Phones require less in-person interaction, with more time to formulate a response to people. Texting anxiety is low and constant, how a minor exchange is perceived eats away at you. Everyone you know is dealing with their own financial and personal troubles, sticking us in limbo.
We are collectively aware those around us are struggling, with no conscious way of breaking out of it.
There has never been a generation more in tune with their mental health, and increased awareness hasn’t done much to alleviate the problem. In a 2020 study, BMC Psychiatry found that people aged 11–30 experience loneliness at a much greater rate than any other demographic. Loneliness can be understood as a subjective construct, relating to feelings of alienation, social connectedness and lack of belonging. In comparing the social networks of young and middle-aged adults, young people reported feeling lonely twice as often, despite much larger social networks.
Feeling lonely seems endemic to contemporary life. In “Capitalist Realism,” Mark Fisher writes that this was accelerated by developments in capitalism over the last 50 years. We’ve seen the remarkable upwardredistribution of wealth to a few hands, a financial meltdown that resulted in 10 million foreclosures, the increasing cost of living put owning a house out of reach and a looming environmental catastrophe. It’s no wonder we feel abandoned, we never had a chance.
Sitting in a dimly lit bar, not quite drunk enough to be having a good time, I can overhear the conversations. Most of them are referential in nature, trading different jokes and memes from their timelines. Someone yells, “Have you seen this!?” and a phone is thrust in my face displaying a video of an orangutan driving a golf cart. I smile, but it doesn’t come across as sincere. “Yeah, I think I’ve seen that one before.”
Between an online presence and social isolation, the former is an easy choice. But it doesn’t feel authentic. TikTok is filled with impossibly beautiful people selling you products, Instagram populated by those you vaguely know pretending their life is more exciting than it actually is. Twitter’s business model is built on instantaneous interaction — your finger constantly refreshing as your eyes glaze over the screen.
Any positive social movements are commodified and incorporated into advertising. This 10 second ad features a company that is 100% committed to green technology, this influencer posted an infographic dedicating themselves to the Black Lives Matter movement. Billionaires now own the way we connect with others, we sold it to them without even realizing it.

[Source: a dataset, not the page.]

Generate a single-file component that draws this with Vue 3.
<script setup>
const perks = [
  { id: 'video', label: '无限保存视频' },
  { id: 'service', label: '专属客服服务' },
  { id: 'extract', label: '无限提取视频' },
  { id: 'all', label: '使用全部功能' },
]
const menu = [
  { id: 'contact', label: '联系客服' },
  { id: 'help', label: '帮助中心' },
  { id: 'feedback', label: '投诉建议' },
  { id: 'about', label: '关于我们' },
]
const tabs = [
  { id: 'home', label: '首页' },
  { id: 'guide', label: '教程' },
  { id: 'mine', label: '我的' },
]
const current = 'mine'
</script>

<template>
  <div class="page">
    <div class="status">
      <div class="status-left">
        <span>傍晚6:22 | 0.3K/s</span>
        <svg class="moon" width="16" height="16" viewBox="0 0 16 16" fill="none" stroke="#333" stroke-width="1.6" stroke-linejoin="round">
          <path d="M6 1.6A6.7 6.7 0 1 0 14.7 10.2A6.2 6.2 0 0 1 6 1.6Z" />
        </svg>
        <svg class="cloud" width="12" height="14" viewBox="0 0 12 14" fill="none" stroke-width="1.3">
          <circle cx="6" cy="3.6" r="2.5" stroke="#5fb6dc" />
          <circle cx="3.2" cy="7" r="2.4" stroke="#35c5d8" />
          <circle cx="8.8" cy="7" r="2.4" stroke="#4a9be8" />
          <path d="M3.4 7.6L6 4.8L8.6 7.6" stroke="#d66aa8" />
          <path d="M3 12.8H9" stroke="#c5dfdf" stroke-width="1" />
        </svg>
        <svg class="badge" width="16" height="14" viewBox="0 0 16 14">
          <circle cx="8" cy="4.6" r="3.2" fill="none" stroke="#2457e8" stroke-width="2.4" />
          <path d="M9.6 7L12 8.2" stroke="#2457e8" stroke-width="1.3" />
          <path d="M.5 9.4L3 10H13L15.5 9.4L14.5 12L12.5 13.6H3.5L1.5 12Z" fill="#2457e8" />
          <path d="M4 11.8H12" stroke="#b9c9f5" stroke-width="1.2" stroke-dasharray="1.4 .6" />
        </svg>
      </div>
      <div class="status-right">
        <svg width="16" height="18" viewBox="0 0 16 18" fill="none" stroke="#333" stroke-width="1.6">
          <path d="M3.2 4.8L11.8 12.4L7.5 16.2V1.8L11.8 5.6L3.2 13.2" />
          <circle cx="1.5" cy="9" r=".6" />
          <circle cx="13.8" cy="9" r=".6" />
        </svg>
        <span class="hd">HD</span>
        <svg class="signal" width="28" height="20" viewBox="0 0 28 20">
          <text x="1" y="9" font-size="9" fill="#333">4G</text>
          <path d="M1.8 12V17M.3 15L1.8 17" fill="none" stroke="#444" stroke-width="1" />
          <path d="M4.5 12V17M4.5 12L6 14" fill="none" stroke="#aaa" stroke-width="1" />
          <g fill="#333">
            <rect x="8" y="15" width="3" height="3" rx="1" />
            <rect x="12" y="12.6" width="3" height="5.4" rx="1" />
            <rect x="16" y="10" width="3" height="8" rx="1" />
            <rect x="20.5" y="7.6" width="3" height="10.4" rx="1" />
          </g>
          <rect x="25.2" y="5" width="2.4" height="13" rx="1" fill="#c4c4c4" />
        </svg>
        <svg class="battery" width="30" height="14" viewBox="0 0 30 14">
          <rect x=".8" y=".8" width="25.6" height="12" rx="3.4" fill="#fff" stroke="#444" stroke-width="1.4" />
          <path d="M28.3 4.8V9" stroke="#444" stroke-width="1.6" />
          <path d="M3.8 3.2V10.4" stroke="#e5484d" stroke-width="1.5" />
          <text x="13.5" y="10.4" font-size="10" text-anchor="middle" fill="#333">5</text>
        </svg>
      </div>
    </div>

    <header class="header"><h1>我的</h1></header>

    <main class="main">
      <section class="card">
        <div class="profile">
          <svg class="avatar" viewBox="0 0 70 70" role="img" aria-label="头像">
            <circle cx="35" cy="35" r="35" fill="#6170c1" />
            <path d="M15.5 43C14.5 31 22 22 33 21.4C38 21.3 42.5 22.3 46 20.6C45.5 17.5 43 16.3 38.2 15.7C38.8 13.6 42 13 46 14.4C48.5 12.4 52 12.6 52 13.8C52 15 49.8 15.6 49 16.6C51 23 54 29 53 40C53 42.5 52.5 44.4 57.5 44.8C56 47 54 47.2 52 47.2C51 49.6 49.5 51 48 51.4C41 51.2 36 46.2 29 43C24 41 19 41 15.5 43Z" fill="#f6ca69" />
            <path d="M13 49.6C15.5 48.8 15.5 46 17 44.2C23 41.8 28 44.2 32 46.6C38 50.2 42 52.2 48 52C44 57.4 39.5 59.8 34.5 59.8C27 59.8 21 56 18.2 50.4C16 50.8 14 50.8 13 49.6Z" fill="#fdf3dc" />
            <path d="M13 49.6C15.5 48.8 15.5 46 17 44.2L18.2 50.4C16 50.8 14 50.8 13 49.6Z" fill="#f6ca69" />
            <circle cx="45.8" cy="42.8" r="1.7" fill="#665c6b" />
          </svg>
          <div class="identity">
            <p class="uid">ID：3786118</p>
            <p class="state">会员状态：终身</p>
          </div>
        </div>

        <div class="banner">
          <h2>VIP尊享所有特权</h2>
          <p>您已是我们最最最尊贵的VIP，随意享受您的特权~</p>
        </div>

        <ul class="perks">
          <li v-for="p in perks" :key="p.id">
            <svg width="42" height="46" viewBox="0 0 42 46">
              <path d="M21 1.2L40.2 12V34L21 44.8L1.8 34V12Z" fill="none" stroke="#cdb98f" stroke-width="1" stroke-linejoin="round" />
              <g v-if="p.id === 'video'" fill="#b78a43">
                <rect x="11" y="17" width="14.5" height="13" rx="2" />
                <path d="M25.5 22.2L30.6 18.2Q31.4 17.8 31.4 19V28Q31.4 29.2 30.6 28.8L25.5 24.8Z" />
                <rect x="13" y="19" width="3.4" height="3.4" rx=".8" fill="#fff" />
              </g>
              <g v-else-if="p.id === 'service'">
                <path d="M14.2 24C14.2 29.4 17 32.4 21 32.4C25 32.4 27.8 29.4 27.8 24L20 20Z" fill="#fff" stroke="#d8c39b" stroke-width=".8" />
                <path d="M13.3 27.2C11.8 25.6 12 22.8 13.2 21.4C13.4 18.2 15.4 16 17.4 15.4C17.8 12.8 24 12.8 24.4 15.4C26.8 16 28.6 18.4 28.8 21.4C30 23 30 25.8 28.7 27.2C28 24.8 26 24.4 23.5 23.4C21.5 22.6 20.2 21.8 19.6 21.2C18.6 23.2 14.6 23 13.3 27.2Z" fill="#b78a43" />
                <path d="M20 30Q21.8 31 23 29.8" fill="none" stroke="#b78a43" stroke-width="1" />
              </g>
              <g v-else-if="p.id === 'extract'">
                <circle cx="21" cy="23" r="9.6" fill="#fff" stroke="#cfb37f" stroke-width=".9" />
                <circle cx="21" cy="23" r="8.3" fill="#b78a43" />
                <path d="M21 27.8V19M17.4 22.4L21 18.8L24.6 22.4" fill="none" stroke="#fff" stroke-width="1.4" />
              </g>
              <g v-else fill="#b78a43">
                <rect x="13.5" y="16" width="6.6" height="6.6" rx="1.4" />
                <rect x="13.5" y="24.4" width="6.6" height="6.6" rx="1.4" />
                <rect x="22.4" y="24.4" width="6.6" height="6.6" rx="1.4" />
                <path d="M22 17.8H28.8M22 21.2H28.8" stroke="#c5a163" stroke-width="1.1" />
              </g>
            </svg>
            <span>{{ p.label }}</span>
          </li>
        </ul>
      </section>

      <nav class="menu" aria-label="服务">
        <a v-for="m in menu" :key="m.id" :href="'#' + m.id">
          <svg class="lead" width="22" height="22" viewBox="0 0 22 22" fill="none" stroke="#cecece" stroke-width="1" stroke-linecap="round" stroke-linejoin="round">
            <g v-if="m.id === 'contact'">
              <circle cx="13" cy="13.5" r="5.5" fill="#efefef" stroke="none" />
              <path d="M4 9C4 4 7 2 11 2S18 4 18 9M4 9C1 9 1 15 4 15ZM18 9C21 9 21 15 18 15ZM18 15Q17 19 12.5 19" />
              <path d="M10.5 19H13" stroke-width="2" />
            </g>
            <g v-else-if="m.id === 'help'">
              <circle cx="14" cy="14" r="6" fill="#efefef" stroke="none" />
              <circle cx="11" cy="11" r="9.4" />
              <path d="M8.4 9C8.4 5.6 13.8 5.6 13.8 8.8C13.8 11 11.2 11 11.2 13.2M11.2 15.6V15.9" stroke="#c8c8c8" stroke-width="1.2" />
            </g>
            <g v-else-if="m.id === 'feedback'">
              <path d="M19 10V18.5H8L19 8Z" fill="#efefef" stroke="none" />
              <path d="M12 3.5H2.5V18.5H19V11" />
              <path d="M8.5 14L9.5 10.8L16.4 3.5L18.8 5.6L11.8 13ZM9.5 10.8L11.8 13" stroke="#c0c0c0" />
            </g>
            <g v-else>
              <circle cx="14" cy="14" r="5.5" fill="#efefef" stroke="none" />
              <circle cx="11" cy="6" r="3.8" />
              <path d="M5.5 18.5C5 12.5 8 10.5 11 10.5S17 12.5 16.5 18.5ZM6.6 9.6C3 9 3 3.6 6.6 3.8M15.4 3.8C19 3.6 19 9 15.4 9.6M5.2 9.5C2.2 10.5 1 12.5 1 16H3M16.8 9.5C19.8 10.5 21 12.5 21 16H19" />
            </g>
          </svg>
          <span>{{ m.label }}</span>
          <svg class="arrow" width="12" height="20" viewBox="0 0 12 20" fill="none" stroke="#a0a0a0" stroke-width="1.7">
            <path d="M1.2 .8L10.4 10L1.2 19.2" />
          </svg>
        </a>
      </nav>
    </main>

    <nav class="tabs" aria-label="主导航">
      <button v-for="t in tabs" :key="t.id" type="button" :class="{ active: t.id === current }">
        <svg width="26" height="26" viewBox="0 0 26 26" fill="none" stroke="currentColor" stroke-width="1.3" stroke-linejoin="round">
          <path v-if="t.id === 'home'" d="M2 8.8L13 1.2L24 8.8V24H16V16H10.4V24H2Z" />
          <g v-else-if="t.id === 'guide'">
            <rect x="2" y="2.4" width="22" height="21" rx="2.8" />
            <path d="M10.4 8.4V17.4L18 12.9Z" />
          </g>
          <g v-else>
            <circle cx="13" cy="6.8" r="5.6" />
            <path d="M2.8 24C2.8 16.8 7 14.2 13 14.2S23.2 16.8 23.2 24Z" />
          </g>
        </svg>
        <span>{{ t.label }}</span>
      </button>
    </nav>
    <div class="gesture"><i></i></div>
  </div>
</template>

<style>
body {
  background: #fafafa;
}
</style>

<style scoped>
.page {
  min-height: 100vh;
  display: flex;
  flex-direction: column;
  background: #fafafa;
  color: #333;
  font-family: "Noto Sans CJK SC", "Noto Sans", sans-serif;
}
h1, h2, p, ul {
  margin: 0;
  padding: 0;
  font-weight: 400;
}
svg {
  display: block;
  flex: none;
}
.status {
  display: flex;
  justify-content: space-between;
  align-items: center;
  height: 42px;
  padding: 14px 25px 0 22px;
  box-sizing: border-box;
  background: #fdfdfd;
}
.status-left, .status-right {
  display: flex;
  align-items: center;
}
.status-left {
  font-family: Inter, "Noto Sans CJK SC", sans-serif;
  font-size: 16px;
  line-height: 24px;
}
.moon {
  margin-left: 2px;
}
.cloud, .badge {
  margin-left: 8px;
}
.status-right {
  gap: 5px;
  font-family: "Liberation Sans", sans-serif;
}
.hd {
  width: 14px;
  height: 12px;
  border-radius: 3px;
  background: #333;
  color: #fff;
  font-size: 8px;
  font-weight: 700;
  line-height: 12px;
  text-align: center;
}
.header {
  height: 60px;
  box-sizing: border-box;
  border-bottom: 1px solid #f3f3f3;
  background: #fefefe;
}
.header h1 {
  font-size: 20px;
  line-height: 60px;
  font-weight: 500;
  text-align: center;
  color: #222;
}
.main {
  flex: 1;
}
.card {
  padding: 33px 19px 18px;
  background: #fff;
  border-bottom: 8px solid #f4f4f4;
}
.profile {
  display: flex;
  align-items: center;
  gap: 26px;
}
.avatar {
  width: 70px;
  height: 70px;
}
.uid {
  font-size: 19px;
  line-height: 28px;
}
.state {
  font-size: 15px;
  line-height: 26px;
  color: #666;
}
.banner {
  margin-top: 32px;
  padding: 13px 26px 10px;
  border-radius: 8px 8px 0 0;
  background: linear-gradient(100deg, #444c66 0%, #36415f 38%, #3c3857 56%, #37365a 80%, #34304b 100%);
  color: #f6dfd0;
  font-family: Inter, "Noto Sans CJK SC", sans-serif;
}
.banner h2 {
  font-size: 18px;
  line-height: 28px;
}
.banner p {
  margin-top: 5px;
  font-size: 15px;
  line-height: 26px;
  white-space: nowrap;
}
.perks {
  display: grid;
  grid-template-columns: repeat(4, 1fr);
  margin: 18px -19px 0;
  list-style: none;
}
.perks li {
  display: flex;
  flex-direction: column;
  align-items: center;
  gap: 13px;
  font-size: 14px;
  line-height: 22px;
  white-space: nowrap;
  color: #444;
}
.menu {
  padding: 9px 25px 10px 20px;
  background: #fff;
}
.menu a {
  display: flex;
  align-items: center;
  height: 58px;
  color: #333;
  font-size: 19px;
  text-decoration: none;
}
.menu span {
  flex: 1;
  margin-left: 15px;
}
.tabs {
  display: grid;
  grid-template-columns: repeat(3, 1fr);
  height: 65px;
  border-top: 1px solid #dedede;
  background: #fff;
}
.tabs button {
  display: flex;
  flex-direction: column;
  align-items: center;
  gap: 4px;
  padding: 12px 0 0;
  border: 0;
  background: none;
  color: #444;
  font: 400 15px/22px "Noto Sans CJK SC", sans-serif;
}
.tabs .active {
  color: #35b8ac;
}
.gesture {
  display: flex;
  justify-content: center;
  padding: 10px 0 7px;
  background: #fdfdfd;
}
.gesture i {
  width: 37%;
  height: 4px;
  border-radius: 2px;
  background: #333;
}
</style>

“It’s very difficult to distinguish what’s performative and what’s sincere online, it’s impossible to know based on what people post who they are,” Fred said. “Sincerity is terrifying to a lot of young people.”
Throughout the night, I repeat a cycle: checking my phone periodically (the weather app becomes particularly interesting if I want it to look like I’m doing something) and ironically distancing myself in conversation. If I found the language to say what I truly meant, would anyone even listen?
Later, I end up falling asleep with my laptop screen halfway open, trying not to think about when I have to go back to work, where I’ll be five years from now, who I’ll still be talking to.
“You feel exhausted, not because you’re doing work that advances you in any way– exhausted while doing work to keep you in the same place,” Fred said. “There’s no aspiration for any kind of advancement, you’re trying to keep your head above water.”
Studying the text laid out on the screen to my friend, I’m reminded of other things I can add. Maybe I had read too much Sally Rooney. I wanted to mention that even though I was tired and it was late, I was remembering strangely that wherever I go, you are with me, and that as long as you still live the world will be beautiful to me.
I blow air out of my nose at the naked sincerity of the message. I delete the text entirely, staring at nothing.